Real Leaders

Warren Buffett Will Run Berkshire For 60 Years Beyond His Death

Photo by Simon Abrams on Unsplash

The world’s most frugal multi-billionaire has always had an eye for value, despite the payoff being decades away. His largest and most far-sighted investment, totaling billions of dollars, is not aimed at the capital markets but at improving the lives of millions.

From humble beginnings in 1965, Warren Buffett has grown Berkshire Hathaway, a loss-making textile mill, into one of the largest corporations the world has ever seen. Making money through far-sighted investing has always been easy for Buffett, but his greatest challenge has come later in life: how to answer the questions such as, “What do I do with all this wealth? What is best for my kids? What’s best for the world? What will my legacy be?” Let’s consider some of the lessons we can learn from Buffett around these questions.

If you like this, subscribe here for more stories that Inspire The Future.

While many have tried to emulate Buffett’s technique of creating wealth, there is one aspect of his investment strategy that can never be copied – time. Much like compounding interest, you can never get it back, and Buffett has nurtured his investment strategies over decades. Part of this strategy has been to surround himself with like-minded people. According to those who know him, he’s a man who is happy because he spends time with people who are completely aligned with his values and goals. He is also a gifted communicator, and is very accessible in his style of writing and speaking. He can communicate his message in a way that people can understand. Perhaps Buffett’s writings can be perfectly summed up by Albert Einstein’s quote: “Make things as simple as possible, but not more so.”

‘Simplicity’ can sometimes be read as ‘unremarkable.’ Not so in Buffett’s case. If Berkshire were a country, and its revenues its gross domestic product, the company would rank among the top 50 economies in the world. Its subsidiaries employ more than 300,000 people – about the population of Pittsburgh.

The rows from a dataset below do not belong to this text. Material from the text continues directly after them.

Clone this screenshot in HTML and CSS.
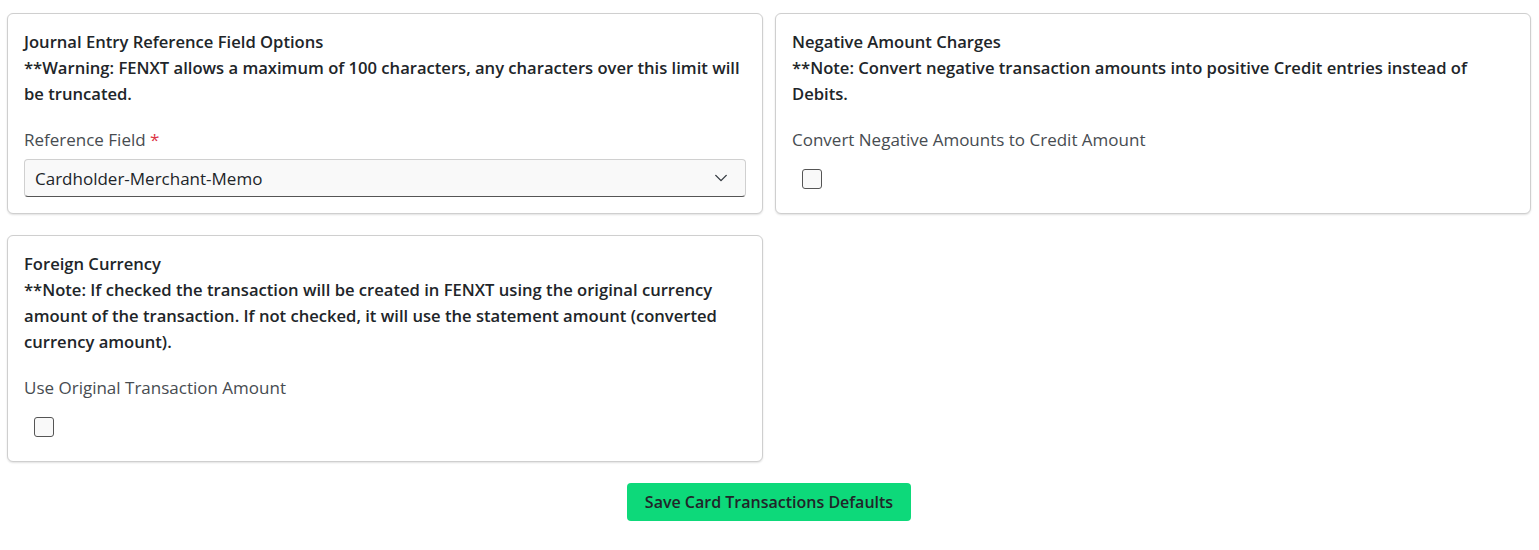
FILE: index.html
```html
<!DOCTYPE html>
<html>
<head>
<meta charset="utf-8">
<link rel="stylesheet" href="styles.css">
</head>
<body>
<div class="page">
  <div class="grid">
    <div class="card">
      <div class="heading">Journal Entry Reference Field Options</div>
      <div class="heading">**Warning: FENXT allows a maximum of 100 characters, any characters over this limit will be truncated.</div>
      <div class="field">
        <label class="label">Reference Field <span class="req">*</span></label>
        <div class="select">
          <span>Cardholder-Merchant-Memo</span>
          <svg class="chev" width="14" height="14" viewBox="0 0 16 16"><path d="M2 5l6 6 6-6" fill="none" stroke="#343a40" stroke-width="1.6" stroke-linecap="round" stroke-linejoin="round"/></svg>
        </div>
      </div>
    </div>
    <div class="card">
      <div class="heading">Negative Amount Charges</div>
      <div class="heading">**Note: Convert negative transaction amounts into positive Credit entries instead of Debits.</div>
      <div class="field">
        <label class="label">Convert Negative Amounts to Credit Amount</label>
        <div class="check"><span class="box"></span></div>
      </div>
    </div>
    <div class="card">
      <div class="heading">Foreign Currency</div>
      <div class="heading">**Note: If checked the transaction will be created in FENXT using the original currency amount of the transaction. If not checked, it will use the statement amount (converted currency amount).</div>
      <div class="field">
        <label class="label">Use Original Transaction Amount</label>
        <div class="check"><span class="box"></span></div>
      </div>
    </div>
  </div>
  <div class="actions">
    <button class="btn">Save Card Transactions Defaults</button>
  </div>
</div>
</body>
</html>
```
FILE: styles.css
```css
* { box-sizing: border-box; }
body {
  margin: 0;
  font-family: "Open Sans", "Noto Sans", sans-serif;
  font-size: 17px;
  color: #212529;
  background: #fff;
}
.page {
  padding: 13px 8px 0 7px;
}
.grid {
  display: grid;
  grid-template-columns: 1fr 1fr;
  column-gap: 12px;
  row-gap: 21px;
  align-items: stretch;
}
.card {
  border: 1px solid #cfcfcf;
  border-radius: 6px;
  box-shadow: 0 1px 2px rgba(0,0,0,0.12);
  padding: 15px 16px 15px 16px;
  background: #fff;
}
.heading {
  font-size: 16.6px;
  font-weight: 600;
  line-height: 26px;
  color: #212529;
}
.field {
  margin-top: 20px;
}
.label {
  display: block;
  line-height: 26px;
  color: #474c51;
  margin-bottom: 6px;
}
.req { color: #dc3545; }
.select {
  height: 38px;
  border: 1px solid #d0d0d0;
  border-bottom: 1px solid #555;
  border-radius: 4px;
  background: #f9f9f9;
  display: flex;
  align-items: center;
  justify-content: space-between;
  padding: 0 17px 0 10px;
  color: #212529;
}
.chev { display: block; }
.check {
  padding: 10px 0 9px 10px;
}
.box {
  display: block;
  width: 20px;
  height: 20px;
  border: 1px solid #555;
  border-radius: 3px;
  background: #f9f9f9;
}
.actions {
  display: flex;
  justify-content: center;
  margin-top: 21px;
}
.btn {
  font-family: inherit;
  font-size: 16px;
  font-weight: 600;
  color: #212529;
  background: #0dd97a;
  border: none;
  border-radius: 4px;
  height: 38px;
  padding: 0 18px;
}
```
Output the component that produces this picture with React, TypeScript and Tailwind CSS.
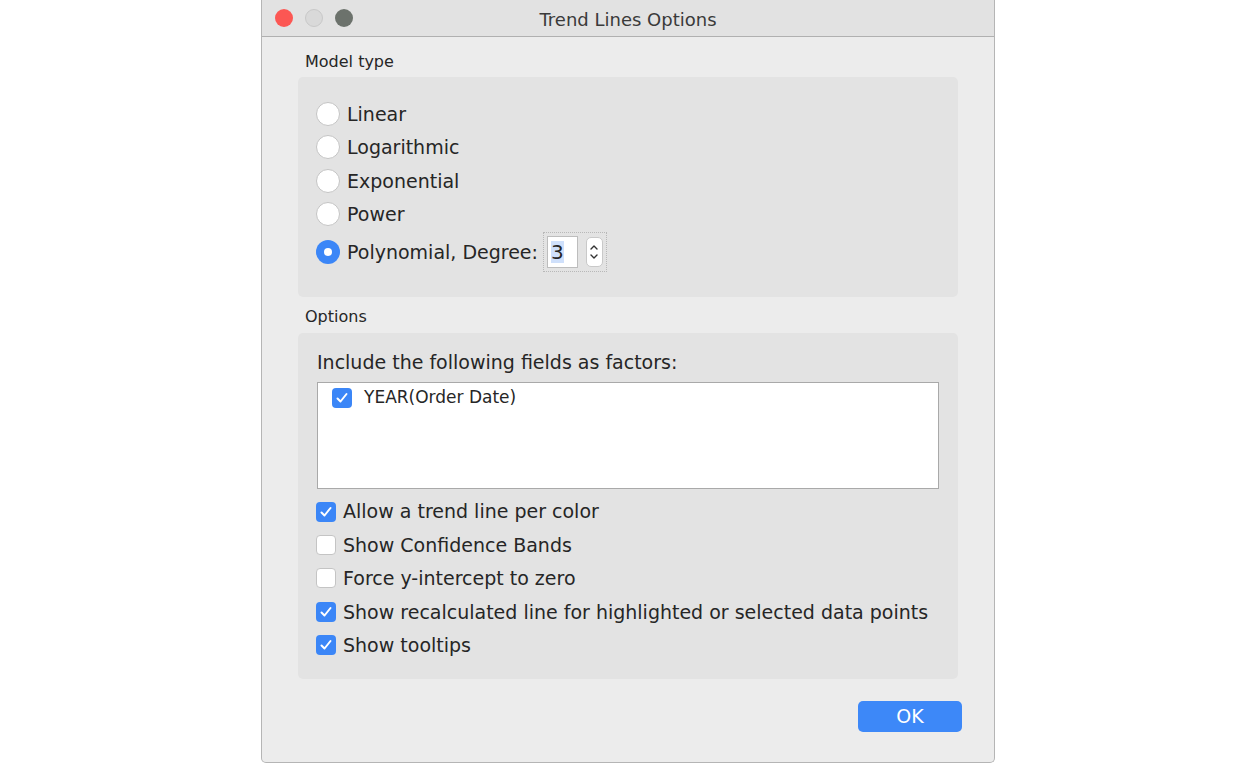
import React from 'react';

const font = { fontFamily: '"DejaVu Sans", "Noto Sans", sans-serif' };

const Radio: React.FC<{ checked?: boolean }> = ({ checked }) =>
  checked ? (
    <span className="w-[24px] h-[24px] rounded-full bg-[#3b86f7] flex items-center justify-center shrink-0">
      <span className="w-[8px] h-[8px] rounded-full bg-white" />
    </span>
  ) : (
    <span className="w-[24px] h-[24px] rounded-full bg-white border border-[#c4c4c4] shrink-0" />
  );

const Check: React.FC<{ checked?: boolean }> = ({ checked }) =>
  checked ? (
    <span className="w-[20px] h-[20px] rounded-[4px] bg-[#3b86f7] flex items-center justify-center shrink-0">
      <svg width="14" height="14" viewBox="0 0 14 14" fill="none">
        <path d="M2.5 7.5 L5.5 10.5 L11.5 3" stroke="white" strokeWidth="2" strokeLinecap="round" strokeLinejoin="round" />
      </svg>
    </span>
  ) : (
    <span className="w-[20px] h-[20px] rounded-[4px] bg-white border border-[#c4c4c4] shrink-0" />
  );

const models = ['Linear', 'Logarithmic', 'Exponential', 'Power'];

const options = [
  { label: 'Allow a trend line per color', checked: true },
  { label: 'Show Confidence Bands', checked: false },
  { label: 'Force y-intercept to zero', checked: false },
  { label: 'Show recalculated line for highlighted or selected data points', checked: true },
  { label: 'Show tooltips', checked: true },
];

const App: React.FC = () => {
  return (
    <div className="w-[1255px] h-[763px] bg-white flex justify-start overflow-hidden" style={font}>
      <div className="ml-[261px] w-[734px] h-[763px] bg-[#ececec] border-l border-r border-b border-[#b5b5b5] rounded-b-[5px] flex flex-col text-[#262626]">
        {/* title bar */}
        <div className="h-[37px] bg-[#e2e2e2] border-b border-[#b0b0b0] flex items-center relative shrink-0">
          <div className="flex items-center gap-[12px] pl-[13px]">
            <span className="w-[18px] h-[18px] rounded-full bg-[#fc5753]" />
            <span className="w-[18px] h-[18px] rounded-full bg-[#d9d9d9] border border-[#c8c8c8]" />
            <span className="w-[18px] h-[18px] rounded-full bg-[#6c726c]" />
          </div>
          <div className="absolute inset-0 pt-[3px] flex items-center justify-center text-[18px] text-[#3a3a3a]">
            Trend Lines Options
          </div>
        </div>

        <div className="flex flex-col px-[36px] pt-[12px]">
          <div className="text-[16px] pl-[7px] h-[26px] leading-[26px]">Model type</div>
          <div className="mt-[2px] h-[220px] bg-[#e3e3e3] rounded-[5px] pl-[18px] pt-[20px] flex flex-col">
            {models.map((m) => (
              <div key={m} className="flex items-center gap-[7px] h-[33.5px] text-[19px]">
                <Radio />
                <span>{m}</span>
              </div>
            ))}
            <div className="flex items-center gap-[7px] h-[42px] text-[19px]">
              <Radio checked />
              <span>Polynomial, Degree:</span>
              <div className="-ml-[2px] flex items-center gap-[8px] border border-dotted border-[#b8b8b8] p-[3px]">
                <div className="w-[31px] h-[32px] bg-white border border-[#bdbdbd] flex items-center pl-[3px] text-[20px]">
                  <span className="bg-[#cfe0fb] leading-[22px]">3</span>
                </div>
                <div className="w-[17px] h-[30px] bg-white rounded-[5px] border border-[#c9c9c9] flex flex-col items-center justify-center">
                  <svg width="10" height="22" viewBox="0 0 10 22" fill="none">
                    <path d="M2 8 L5 5 L8 8" stroke="#333" strokeWidth="1.4" strokeLinecap="round" strokeLinejoin="round" />
                    <path d="M2 14 L5 17 L8 14" stroke="#333" strokeWidth="1.4" strokeLinecap="round" strokeLinejoin="round" />
                  </svg>
                </div>
              </div>
            </div>
          </div>

          <div className="mt-[7px] text-[16px] pl-[7px] h-[26px] leading-[26px]">Options</div>
          <div className="mt-[3px] h-[346px] bg-[#e3e3e3] rounded-[5px] px-[19px] pt-[17px] flex flex-col">
            <div className="text-[19px] h-[24px] leading-[24px]">Include the following fields as factors:</div>
            <div className="mt-[8px] h-[107px] bg-white border border-[#a9a9a9] pl-[14px] pt-[4px]">
              <div className="flex items-center gap-[12px] h-[22px] text-[17px]">
                <Check checked />
                <span>YEAR(Order Date)</span>
              </div>
            </div>
            <div className="mt-[6px] flex flex-col">
              {options.map((o) => (
                <div key={o.label} className="flex items-center gap-[7px] h-[33.4px] text-[19px] -ml-[1px]">
                  <Check checked={o.checked} />
                  <span>{o.label}</span>
                </div>
              ))}
            </div>
          </div>

          <div className="mt-[22px] flex justify-end">
            <button className="w-[104px] h-[31px] mr-[-4px] rounded-[5px] bg-[#3d88f8] text-white text-[19px] leading-[31px]">
              OK
            </button>
          </div>
        </div>
      </div>
    </div>
  );
};

export default App;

Now worth around US$82 billion, the 87-year-old Buffett draws a comically low annual salary of US$100,000. He is known for his aversion to computers, enjoys his cherry-flavored cola and has passed on the flashy cars and private boats. The challenge (and love) of building a successful and lasting company has been more satisfying to him than showing the world how special he is.

In 2006 Buffett decided to make the most important investment of his life – in the well-being of others – by pledging to give away 99 percent of his fortune to the Bill and Melinda Gates Foundation and to The Giving Pledge, a campaign that encourages billionaires to commit at least half their wealth to philanthropy and good causes, either during their lifetime or in their will. Buffett’s investment in humanity might well deliver his highest return yet. Only time will tell. To date, 183 billionaires have signed the pledge alongside Bill and Melinda, including Ted Turner, Michael Bloomberg, Mark Zuckerberg, Diane von Fürstenberg, Sara Blakely and Sheryl Sandberg. The pledge does not accept money directly, but allows each person to decide which particular causes or organizations they wish to support. The pledge is a moral commitment to give, not a legal contract.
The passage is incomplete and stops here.